If we repeated this experiment, would we likely see a difference equal to zero or – even worse – one less than zero, in which case, yield actually decreased with the use of starter fertilizer?
We can use the t-distribution to answer this question, either by calculating the confidence interval of the mean difference, 5.6 bushels/acre, or testing the difference between the control and treatment means using a t-test.
4.4 Confidence Interval
In Unit 3, we worked with the sample mean, which is based on individual samples from an individual population. We defined the confidence interval around a sample mean, based on the variation in sample values around that sample mean.
We can use the same approach now on our sample differences: we will calculate the confidence interval around the mean difference between our control and treatment. If that interval contains zero or negative values, that means it is possible that control and treatment yields are the same, or even that the control yields more than the treatment.
Recall that to calculate the confidence interval we need two values:
the minimal t-value that: is associated with our degrees of freedom and is expected to encompasses 95% of the distribution of sample means
the standard error of the difference.
We calculate the minimal t-value using the qt()
function in R.
= qt(0.975, df=9)
min_t min_t
## [1] 2.262157
Remember, degrees of freedom is equal to n-1. Our new population has 10 degrees of freedom, therefore, df equals 9 above. The minimal t-value is about 2.26 .
We also need to know the standard error of the population. We will calculate that the same as we did for a single variable in Unit 3. Given our sample set is composed of treatment differences, though, we will call this statistic the standard error of the difference.
First, we calculate the standard deviation of the treatment differences using the sd() function:
= sd(corn_differences$difference)
sd sd
## [1] 5.404001
Next, we divide the standard deviation by the square root of the number of differences. This is equal to the number of blocks.
Then we divide the standard deviation by the square root of the number of observations (10) to get the standard error of the difference:
= sd/sqrt(10)
sed sed
## [1] 1.708895
Finally, since the confidence interval is constructed with the sample mean as its center, we calculate the sample mean:
= mean(corn_differences$difference) sample_mean
Our sample mean is 5.59 and the standard error of the difference is about 1.71 We additionally calculated pop_mean, the mean of our population.
We can now calculate the confidence interval, using sample mean
, min_t
, and sed
. To calculate the lower limit, we subtract the product of min_t
and sed
from the sample mean:
= sample_mean - (min_t * sed)
lower_limit lower_limit
## [1] 1.724211
Similarly, the upper limit is calculated by adding the product of min_t
and sed
to the sample mean:
= sample_mean + (min_t * sed)
upper_limit upper_limit
## [1] 9.455789
It is common practice to present this confidence interval in parentheses, with the lower and upper limits separated by commas.

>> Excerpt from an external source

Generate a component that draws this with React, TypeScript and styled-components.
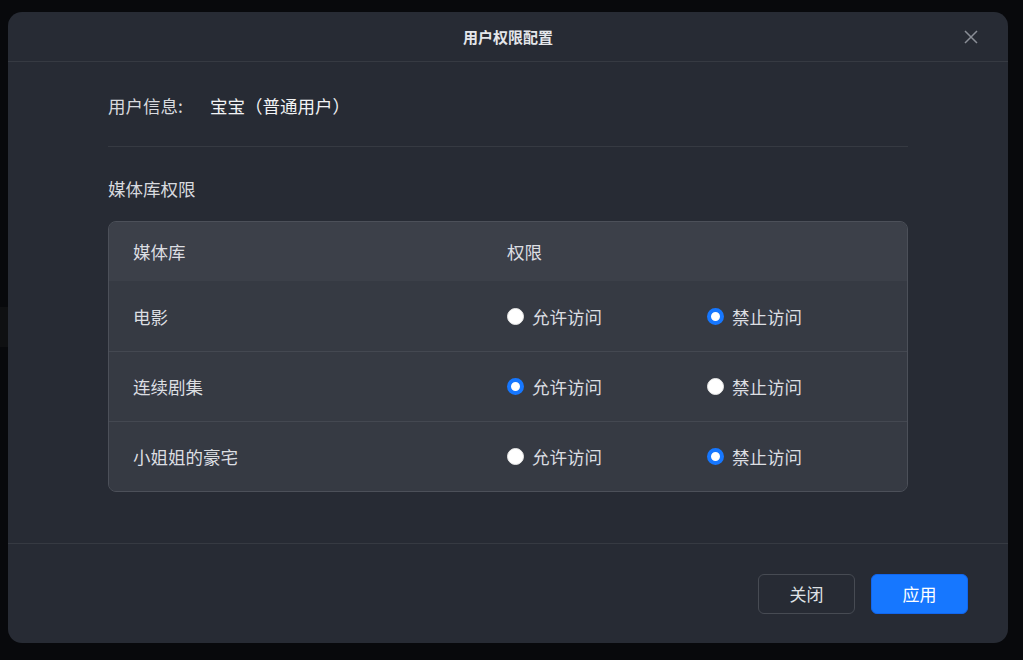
import React from "react";
import styled, { createGlobalStyle } from "styled-components";

const GlobalStyle = createGlobalStyle`
  html, body {
    margin: 0;
    padding: 0;
    background: #08090c;
    font-family: "Noto Sans CJK SC", "Noto Sans", sans-serif;
  }
`;

const Backdrop = styled.div`
  position: relative;
  width: 1023px;
  height: 660px;
  padding: 12px 15px 17px 8px;
  box-sizing: border-box;
  background: #08090c;
`;

const Shade = styled.div`
  position: absolute;
  left: 0;
  top: 307px;
  width: 8px;
  height: 40px;
  background: #0f1012;
`;

const Modal = styled.div`
  position: relative;
  width: 1000px;
  height: 631px;
  background: #272b34;
  border-radius: 14px;
  display: flex;
  flex-direction: column;
  overflow: hidden;
`;

const Header = styled.div`
  height: 50px;
  box-sizing: border-box;
  border-bottom: 1px solid #363a42;
  display: flex;
  align-items: center;
  justify-content: center;
  position: relative;
`;

const Title = styled.div`
  font-size: 15px;
  font-weight: 700;
  color: #e4e6ea;
`;

const CloseIcon = styled.button`
  position: absolute;
  right: 29px;
  top: 17px;
  width: 16px;
  height: 16px;
  padding: 0;
  border: none;
  background: none;
  cursor: pointer;
`;

const Body = styled.div`
  flex: 1;
  padding: 28px 100px 0 100px;
  display: flex;
  flex-direction: column;
`;

const InfoRow = styled.div`
  display: flex;
  align-items: center;
  height: 30px;
  font-size: 17.5px;
  padding-bottom: 26px;
  border-bottom: 1px solid #363a42;
`;

const InfoLabel = styled.span`
  color: #d8dadf;
  width: 102px;
`;

const InfoValue = styled.span`
  color: #f2f3f5;
`;

const SectionTitle = styled.div`
  margin-top: 30px;
  font-size: 17.5px;
  color: #d8dadf;
  line-height: 24px;
`;

const Table = styled.div`
  margin-top: 20px;
  border: 1px solid #4c5059;
  border-radius: 8px;
  overflow: hidden;
  background: #363a43;
`;

const Row = styled.div<{ $head?: boolean }>`
  display: grid;
  grid-template-columns: 374px 200px 1fr;
  align-items: center;
  box-sizing: border-box;
  height: ${(p) => (p.$head ? "59px" : "70px")};
  padding-left: 24px;
  font-size: 17.5px;
  color: #dcdee2;
  background: ${(p) => (p.$head ? "#3c4049" : "#363a43")};
  & + & {
    border-top: 1px solid #444851;
  }
  &:nth-child(2) {
    border-top: none;
  }
`;

const RadioLabel = styled.label`
  display: flex;
  align-items: center;
  gap: 8px;
  cursor: pointer;
`;

const RadioDot = styled.span<{ $on: boolean }>`
  width: 17px;
  height: 17px;
  border-radius: 50%;
  box-sizing: border-box;
  background: #ffffff;
  border: ${(p) => (p.$on ? "4.5px solid #1677ff" : "1px solid #e6e6e6")};
`;

const Footer = styled.div`
  height: 100px;
  box-sizing: border-box;
  border-top: 1px solid #363a42;
  display: flex;
  justify-content: flex-end;
  align-items: center;
  gap: 16px;
  padding: 0 40px 0 0;
`;

const Button = styled.button<{ $primary?: boolean }>`
  width: 97px;
  height: 40px;
  border-radius: 6px;
  font-family: "Noto Sans CJK SC", sans-serif;
  font-size: 17px;
  cursor: pointer;
  color: ${(p) => (p.$primary ? "#ffffff" : "#dfe1e5")};
  background: ${(p) => (p.$primary ? "#1677ff" : "transparent")};
  border: 1px solid ${(p) => (p.$primary ? "#1166ee" : "#474b53")};
`;

type Lib = { name: string; allow: boolean };

const libs: Lib[] = [
  { name: "电影", allow: false },
  { name: "连续剧集", allow: true },
  { name: "小姐姐的豪宅", allow: false },
];

const Radio = ({ on, text }: { on: boolean; text: string }) => (
  <RadioLabel>
    <RadioDot $on={on} />
    <span>{text}</span>
  </RadioLabel>
);

export default function App() {
  return (
    <>
      <GlobalStyle />
      <Backdrop>
        <Shade />
        <Modal>
          <Header>
            <Title>用户权限配置</Title>
            <CloseIcon aria-label="close">
              <svg width="16" height="16" viewBox="0 0 16 16">
                <path d="M2 2 L14 14 M14 2 L2 14" stroke="#8a8e96" strokeWidth="1.5" />
              </svg>
            </CloseIcon>
          </Header>
          <Body>
            <InfoRow>
              <InfoLabel>用户信息:</InfoLabel>
              <InfoValue>宝宝（普通用户）</InfoValue>
            </InfoRow>
            <SectionTitle>媒体库权限</SectionTitle>
            <Table>
              <Row $head>
                <span>媒体库</span>
                <span>权限</span>
                <span />
              </Row>
              {libs.map((l) => (
                <Row key={l.name}>
                  <span>{l.name}</span>
                  <Radio on={l.allow} text="允许访问" />
                  <Radio on={!l.allow} text="禁止访问" />
                </Row>
              ))}
            </Table>
          </Body>
          <Footer>
            <Button>关闭</Button>
            <Button $primary>应用</Button>
          </Footer>
        </Modal>
      </Backdrop>
    </>
  );
}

## [1] "(1.72421086829983,9.45578913170016)"
It is also good practice to round your final results so that your answers have either the same number of decimal places as the original measures. By doing this, we more fairly the precision of the original measurements.
## [1] "(1.7,9.5)"
The 95% confidence interval ranges from 1.7 to 9.5 bushels/acre and, notably, does not include zero. Since zero is outside the 95% confidence interval, there is greater than a 95% probability the population mean is not equal to zero. Another way of saying this is there is less than a 5% probability that the population mean is equal to zero. Or, finally, the population mean is significantly different from zero at the 5% (or 0.05) level.
Going our population was composed of the difference of starter and control, we can say the starter effect is significantly different from the control at the 5% level.

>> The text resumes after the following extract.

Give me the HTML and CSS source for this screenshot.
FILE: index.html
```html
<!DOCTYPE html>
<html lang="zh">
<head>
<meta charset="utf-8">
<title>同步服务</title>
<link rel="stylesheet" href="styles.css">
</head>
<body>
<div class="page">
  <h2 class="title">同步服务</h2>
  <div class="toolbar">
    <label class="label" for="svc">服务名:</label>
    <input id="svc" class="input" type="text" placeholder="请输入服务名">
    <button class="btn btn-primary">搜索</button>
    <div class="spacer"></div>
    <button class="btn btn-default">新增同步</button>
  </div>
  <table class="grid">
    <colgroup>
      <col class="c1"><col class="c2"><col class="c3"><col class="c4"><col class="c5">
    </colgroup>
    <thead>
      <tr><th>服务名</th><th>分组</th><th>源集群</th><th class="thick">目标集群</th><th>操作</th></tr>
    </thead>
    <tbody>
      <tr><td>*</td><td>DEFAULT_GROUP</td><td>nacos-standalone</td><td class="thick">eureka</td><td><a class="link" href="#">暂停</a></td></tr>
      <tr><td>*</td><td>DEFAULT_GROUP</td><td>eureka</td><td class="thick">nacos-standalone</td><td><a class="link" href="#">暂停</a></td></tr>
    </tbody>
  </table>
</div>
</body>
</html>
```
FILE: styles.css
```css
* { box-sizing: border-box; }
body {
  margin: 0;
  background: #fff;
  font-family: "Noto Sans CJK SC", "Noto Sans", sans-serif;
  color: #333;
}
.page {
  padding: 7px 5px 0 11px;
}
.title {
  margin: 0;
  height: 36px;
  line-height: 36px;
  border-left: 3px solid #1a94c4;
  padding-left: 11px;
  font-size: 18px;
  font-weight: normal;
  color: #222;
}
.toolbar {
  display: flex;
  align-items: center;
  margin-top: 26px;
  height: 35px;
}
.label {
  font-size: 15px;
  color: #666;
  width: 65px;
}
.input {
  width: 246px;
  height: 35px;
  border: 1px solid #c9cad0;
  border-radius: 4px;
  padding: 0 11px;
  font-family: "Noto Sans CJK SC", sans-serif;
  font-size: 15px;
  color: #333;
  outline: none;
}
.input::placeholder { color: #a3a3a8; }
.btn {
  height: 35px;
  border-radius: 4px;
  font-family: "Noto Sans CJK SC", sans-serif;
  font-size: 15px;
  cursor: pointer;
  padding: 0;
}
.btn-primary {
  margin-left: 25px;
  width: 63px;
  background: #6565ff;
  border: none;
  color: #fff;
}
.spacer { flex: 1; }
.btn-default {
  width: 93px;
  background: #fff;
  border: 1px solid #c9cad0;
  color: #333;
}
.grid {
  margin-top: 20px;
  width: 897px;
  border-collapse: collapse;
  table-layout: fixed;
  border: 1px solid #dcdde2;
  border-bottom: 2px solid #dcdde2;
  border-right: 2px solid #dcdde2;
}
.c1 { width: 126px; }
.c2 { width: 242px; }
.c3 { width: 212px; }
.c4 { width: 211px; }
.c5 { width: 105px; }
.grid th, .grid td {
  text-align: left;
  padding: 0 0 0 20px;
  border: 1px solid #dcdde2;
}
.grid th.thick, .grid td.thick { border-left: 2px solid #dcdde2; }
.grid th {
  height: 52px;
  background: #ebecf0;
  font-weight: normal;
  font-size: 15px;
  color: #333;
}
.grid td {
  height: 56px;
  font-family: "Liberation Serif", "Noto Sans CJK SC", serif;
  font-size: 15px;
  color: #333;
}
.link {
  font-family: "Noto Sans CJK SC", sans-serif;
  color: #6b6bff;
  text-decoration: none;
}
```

Learn how to construct your own confidence interval in exercise_confidence_interval in RStudio.
4.5 T-Test
An alternative to the confidence interval is the t-test. The first step of the t-test is to calculate our observed t-value:
\[ t = \frac{\bar{x} - \mu}{SED} \] Where \(\bar{x}\) is the observed population mean, \(\mu\) is the hypothesized population mean (usually 0, meaning no treatment difference), and \(SED\) is the standard error of the difference.
In our example above:
\[ t = \frac{5.59 - 0}{1.71} = 3.27\]
Our observed t-value is about 3.27. If there were no difference between the starter and the control, of course, t would be equal to zero. So there is a difference between our observed mean and zero of \(t=3.27\). Using R, we can quickly calculate the probability of observing a value \(t=3.27\) above – or below our population mean of 5.59.
library(fastGraph)
shadeDist(xshade=c(-3.27, 3.27), "dt", parm2 = 9, lower.tail = TRUE)
Note that this time with this function we used the argument “lower.tail=TRUE”. This tells R to calculate the probability of values futher than \(t=3.27\) both above and below the mean.
Again there were 10 observed differences in our population, so there were 9 degrees of freedom. The value that is returned is the probability the population mean is actually zero, given the population mean. The probability of this t-value (sometimes abbreviated as \(Pr \ge \lvert t \lvert\)) is very low, less tan 0.01, or 1%.
Learn how to conduct your own t-test in exercise_t_test in RStudio.
4.6 Conclusion
In this unit, we learned to create the experimental design for a two-treatment test and compare two treatments using the confidence interval of the treatment differences and the t-test.
Before the first plot is planned, however, we must consider what is the objective of the experiment. Specifically, what question is it designed to address? What are the potential answers to that question, and how should they be tested to determine which answer is most probably correct?
In Unit 5, we will learn about the nuances of developing research questions and expressing them in hypotheses we can then test with experimental data.